__Records supplied__.
__________

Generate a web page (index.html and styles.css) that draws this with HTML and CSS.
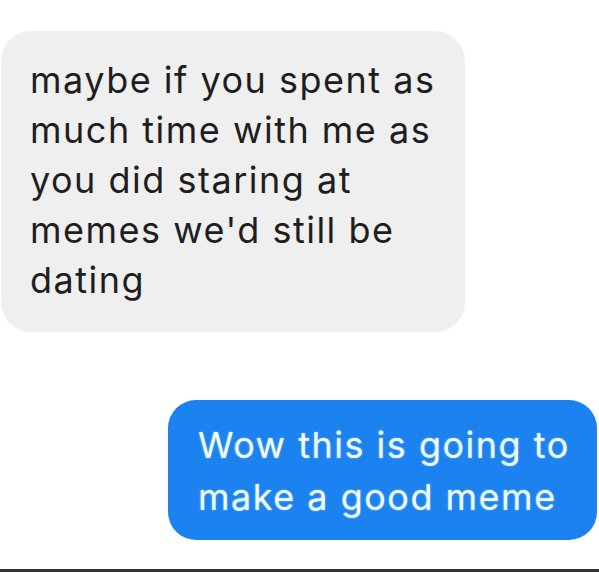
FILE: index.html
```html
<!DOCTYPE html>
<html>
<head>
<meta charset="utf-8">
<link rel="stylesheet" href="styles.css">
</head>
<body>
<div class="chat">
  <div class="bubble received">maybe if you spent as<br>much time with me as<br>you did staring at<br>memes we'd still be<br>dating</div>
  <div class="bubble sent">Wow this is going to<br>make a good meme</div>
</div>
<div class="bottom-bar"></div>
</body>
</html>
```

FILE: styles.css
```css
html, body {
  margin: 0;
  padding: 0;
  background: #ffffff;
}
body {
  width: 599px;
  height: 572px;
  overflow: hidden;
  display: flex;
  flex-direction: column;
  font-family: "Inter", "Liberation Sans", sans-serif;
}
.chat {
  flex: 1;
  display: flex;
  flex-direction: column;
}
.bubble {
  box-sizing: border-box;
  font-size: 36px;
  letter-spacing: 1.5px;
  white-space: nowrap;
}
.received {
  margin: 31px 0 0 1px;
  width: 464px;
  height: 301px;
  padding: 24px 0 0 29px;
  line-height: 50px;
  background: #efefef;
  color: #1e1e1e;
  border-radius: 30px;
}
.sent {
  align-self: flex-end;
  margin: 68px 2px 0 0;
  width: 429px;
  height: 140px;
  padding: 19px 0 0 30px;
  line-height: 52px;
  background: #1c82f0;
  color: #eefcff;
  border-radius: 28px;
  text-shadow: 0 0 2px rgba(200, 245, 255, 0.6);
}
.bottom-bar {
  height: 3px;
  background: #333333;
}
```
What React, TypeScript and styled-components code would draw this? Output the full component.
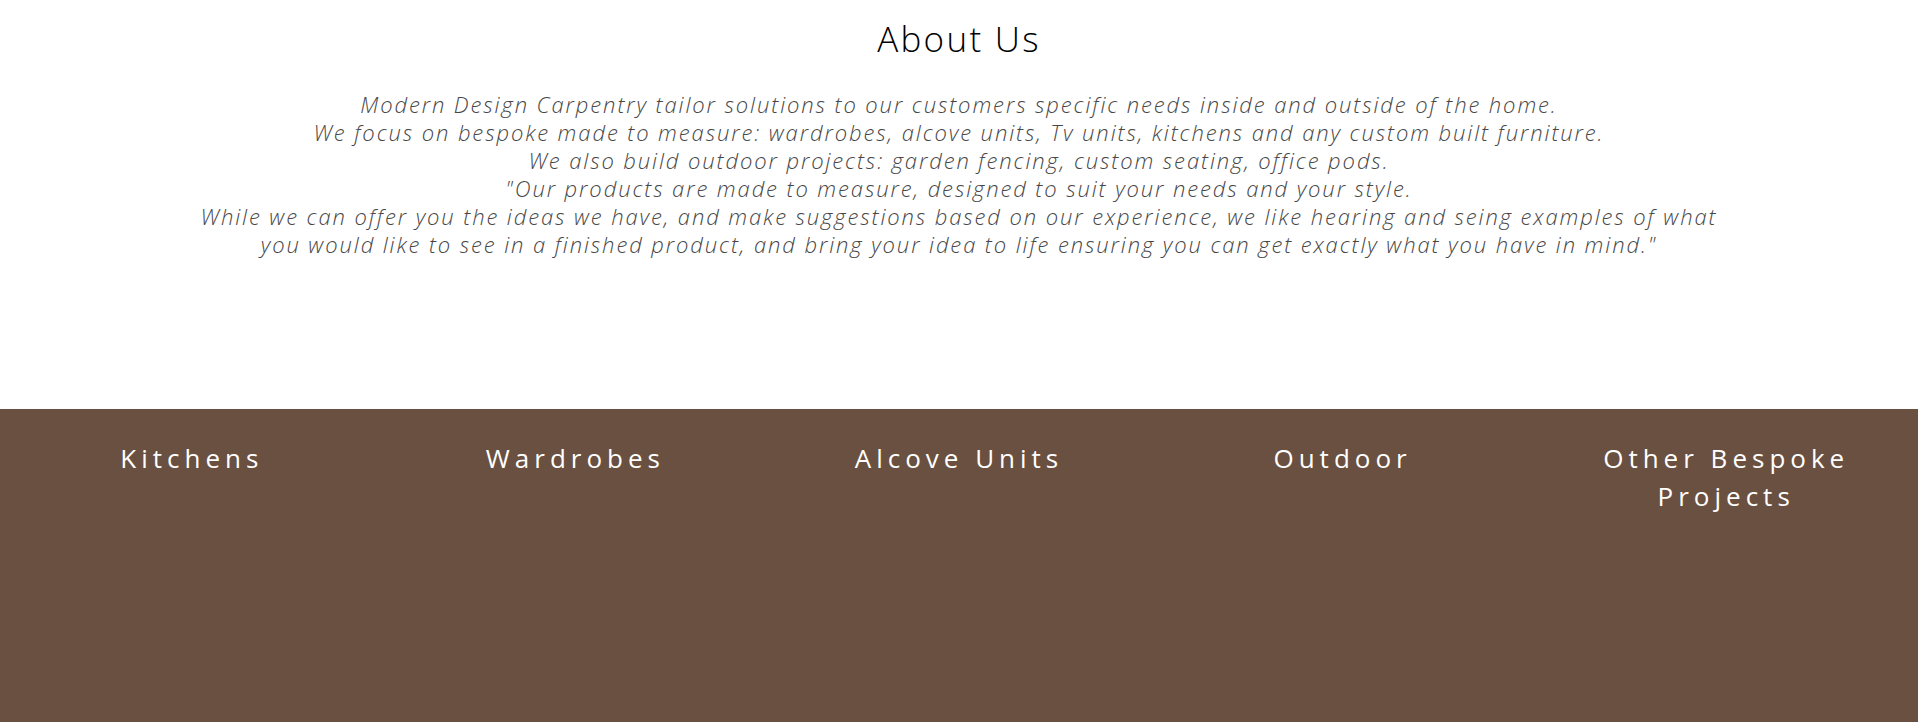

__________

__Task to complete__.
Set down the lines of the records above exactly, apart from the pictures.

__Exercise result__.
Generate a web page (index.html and styles.css) that draws this with HTML and CSS.
FILE: index.html
```html
<!DOCTYPE html>
<html>
<head>
<meta charset="utf-8">
<link rel="stylesheet" href="styles.css">
</head>
<body>
<div class="chat">
  <div class="bubble received">maybe if you spent as<br>much time with me as<br>you did staring at<br>memes we'd still be<br>dating</div>
  <div class="bubble sent">Wow this is going to<br>make a good meme</div>
</div>
<div class="bottom-bar"></div>
</body>
</html>
```

FILE: styles.css
```css
html, body {
  margin: 0;
  padding: 0;
  background: #ffffff;
}
body {
  width: 599px;
  height: 572px;
  overflow: hidden;
  display: flex;
  flex-direction: column;
  font-family: "Inter", "Liberation Sans", sans-serif;
}
.chat {
  flex: 1;
  display: flex;
  flex-direction: column;
}
.bubble {
  box-sizing: border-box;
  font-size: 36px;
  letter-spacing: 1.5px;
  white-space: nowrap;
}
.received {
  margin: 31px 0 0 1px;
  width: 464px;
  height: 301px;
  padding: 24px 0 0 29px;
  line-height: 50px;
  background: #efefef;
  color: #1e1e1e;
  border-radius: 30px;
}
.sent {
  align-self: flex-end;
  margin: 68px 2px 0 0;
  width: 429px;
  height: 140px;
  padding: 19px 0 0 30px;
  line-height: 52px;
  background: #1c82f0;
  color: #eefcff;
  border-radius: 28px;
  text-shadow: 0 0 2px rgba(200, 245, 255, 0.6);
}
.bottom-bar {
  height: 3px;
  background: #333333;
}
```
What React, TypeScript and styled-components code would draw this? Output the full component.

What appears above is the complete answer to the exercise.